Social Democrats share with Marxists the fundamental concept that the development of the productive forces, modern technology and economic growth, is the positive dynamic factor which pushes forward the transformation of social relationships. But they stand this conclusion on its head by calling for reforms to push forward new technology and economic growth (which are dynamic and pushing forward spontaneously anyway), instead of concentrating on the obsolete social relations which are the passive factor that has been left behind and is acting as a brake on further progress. In fact in an era such as this, where the social relations are obsolete, it is precisely by social revolution that the productive forces can be unleashed for further and more rapid development (and in the act of social revolution, the relations of production temporarily assume the role of the most active dynamic factor).

Although the terms “productive forces” and “relations of production” have been turned into an almost meaningless cliche, once grasped, the concept is almost tautologous in its simplicity.

27. Economic growth, and especially technical progress, is essentially cumulative. New developments, even if quite useless, or only capable of being used in a harmful way, always add to the range of possibilities open and never shut off possibilities that were open before. We still spend most of our waking hours “Making a living” and our social relationships are formed in the course of doing so. It is hardly surprising that the continous opening up of new ways of making a living should continuously leave behind and render obsolete the old social relationships founded on the basis of obsolete ways of making a living.

28. The whole point about the productive forces being the active dynamic factor, is that they have an in-built tendency to develop spontaneously, which the relations between people do not.

Whenever an enterprise improves its production technique, or an individual worker improves his or her lot (eg. by obtaining a more responsible position), there is a development of the productive forces. But it is not automatically accompanied by any corresponding change in social relations. Under capitalism such developments are proceeding spontaneously all the time, indeed they are a necessary condition for the expansion of markets and the possibility of re-investing surplus value in the expanded reproduction.

29. The social relations of production can get left behind as the productive forces develop, so that today for example, we still have essentially capitalist relations between people, based on commodity exchange and wage labour, which were appropriate to the petty production of the middle ages but are no longer compatible with large scale machine industry (let alone being compatible with the latest developments).

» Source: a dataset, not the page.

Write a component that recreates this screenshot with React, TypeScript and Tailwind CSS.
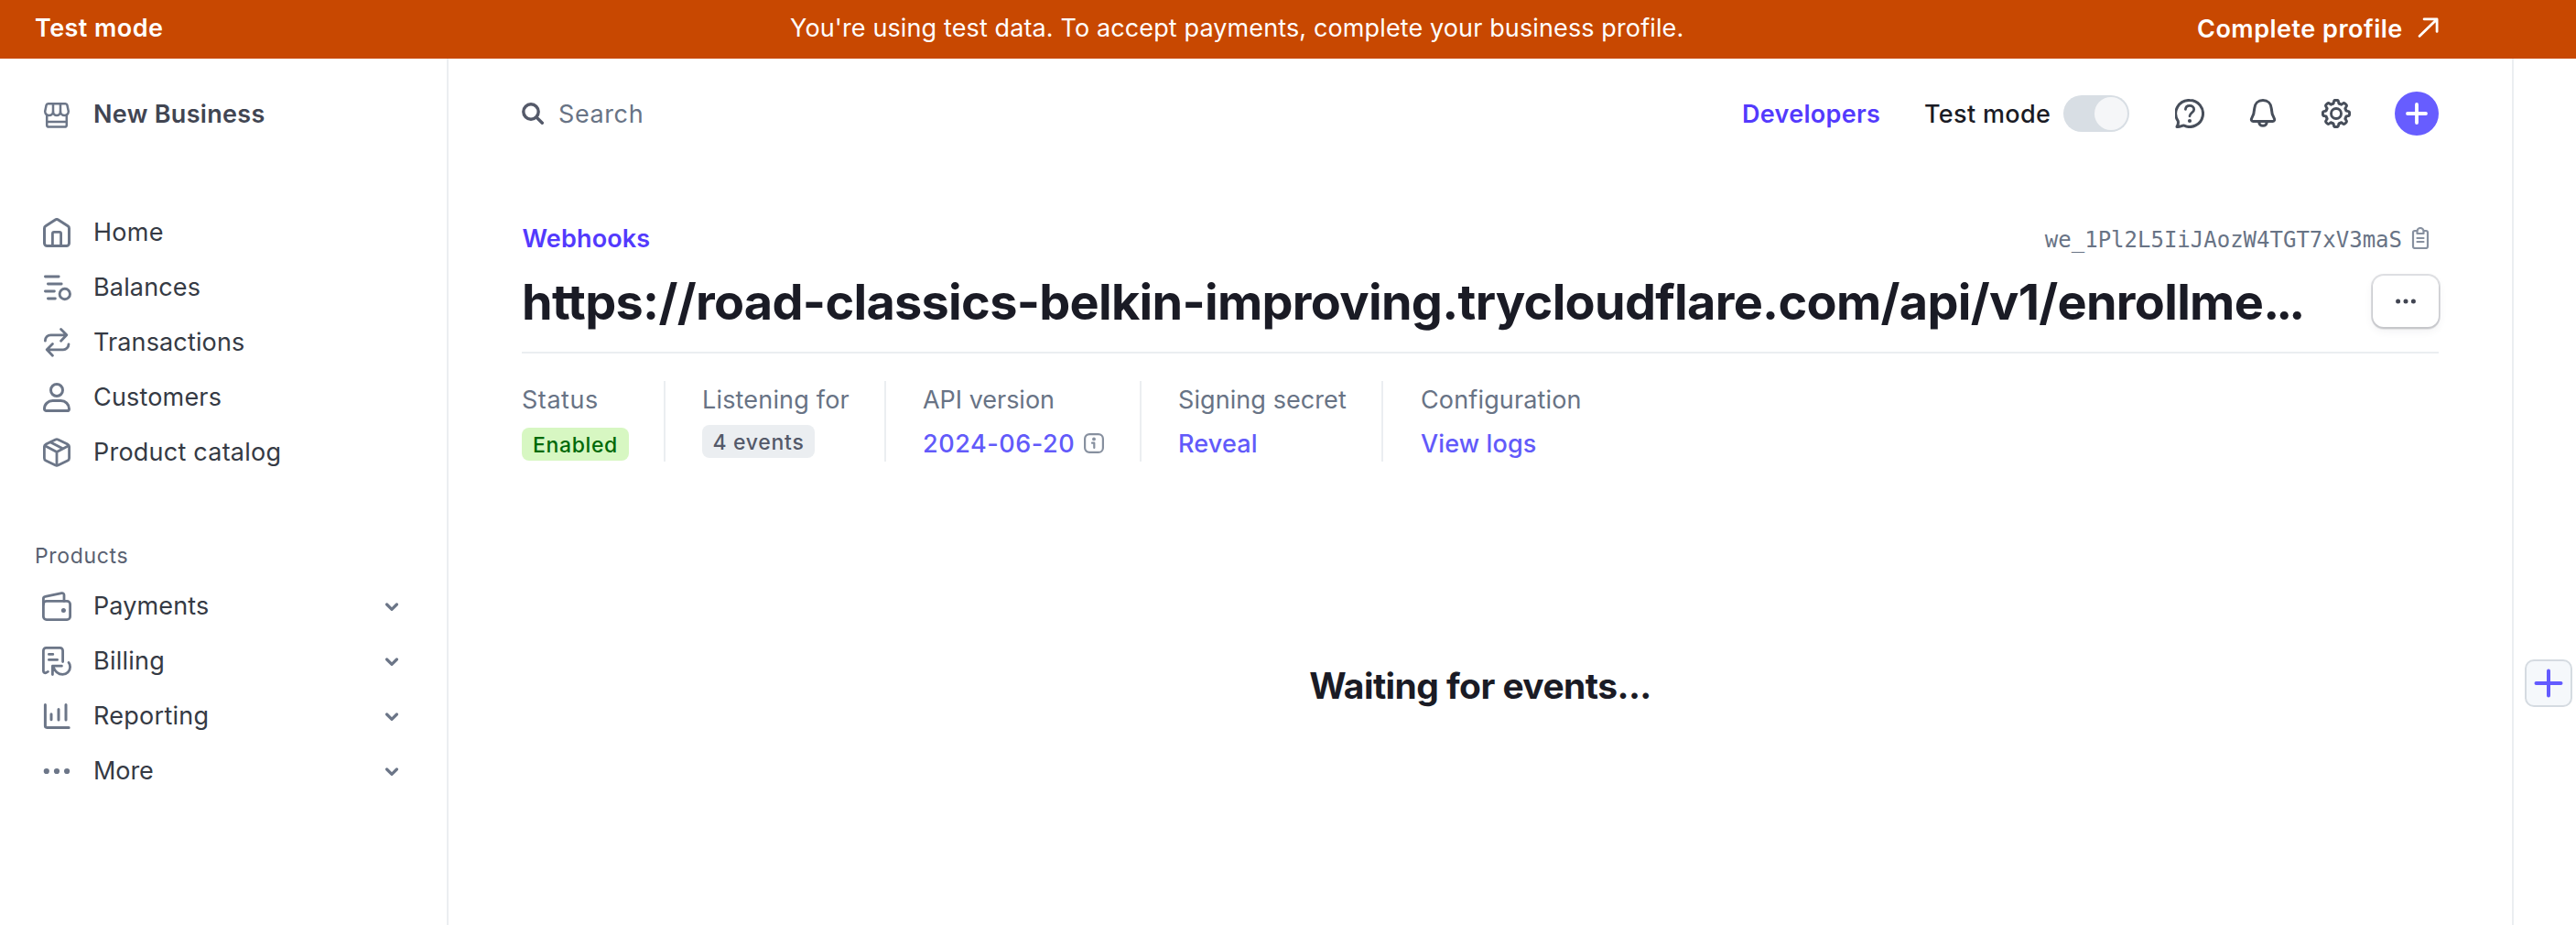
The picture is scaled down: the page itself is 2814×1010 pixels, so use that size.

30. Just as the institutions of slavery and serfdom once held back the further development of the productive forces and had to give way against the slave and surf revolts, so the institution of wage labour is now holding things back and giving rise to revolts. Eg. apart from the obvious contradictions between capitalism and economic growth expressed in business crises, there is the day to day stifling of the enormous creative energies of the workers themselves, which could be unleashed in a system where they had an interest as masters of production, instead of a direct interest in sabotaging it and “conserving” their jobs. Then scientific and technical innovation would not only be unhindered by mass unemployment and crises, but would be the conscious activity of the majority instead of the province of “management control”.

31. It follows from this analysis that the critical task facing society is to smash the obsolete social relations as the only way to liberate the productive forces or “liberate science” as Benson puts it.

32. Quite politically conservative people like businessmen or revisionist party bureaucrats can contribute to social progress by developing the productive forces, but only revolutionaries can tackle the central issue of overturning the obsolete social relations.

33. Therefore in every society in transition from capitalism to communism, whether a capitalist society like Australia or post-Mao China, with the bourgeoisie in power, or a socialist society like Mao’s China, the central political issues are often expressed in terms of whether to focus on developing the productive forces or on transforming the relations of production

34. The representatives of the old capitalist relations, the bourgeoisie, the conservatives, whether they be “businessmen” or “party officials” share much the same rhetoric in calling for “hard work” to “make more cake” and in dismissing the workers struggle to transform social relations as an interference in that process. It is interesting to note how Ian Benson appeals to both the Czechoslovak Communist Party Program of Dubcek’s time, and the “four modernisations” stuff coming out of China today, in support of his views. The only difference between Social Democrats and Liberals in this regard is that Social Democrats place greater stress on making necessary concessions to the workers: “share the cake more equally and don’t waste it”.

35. In opposition to the Malcolm Fraser’s and Hua Kuo-feng’s, the representatives of the new communist relations of production the proletariat, the radicals, raise the question of “all power to the cooks”. This (after a certain amount of cake-mix spoiling due to confusion among the cooks), is the only way to really transform cake production.

36. Unfortunately the Marxist analysis of forces and relations of production can only be grasped by the majority in communist society where the majority of humanity are consciously engaged in changing themselves. If it was the dominant view, even among the “left”, and did not have to continuously fend off assaults from reaction, Luddism, romanticism and Social Democracy, then we would have already have had the revolution.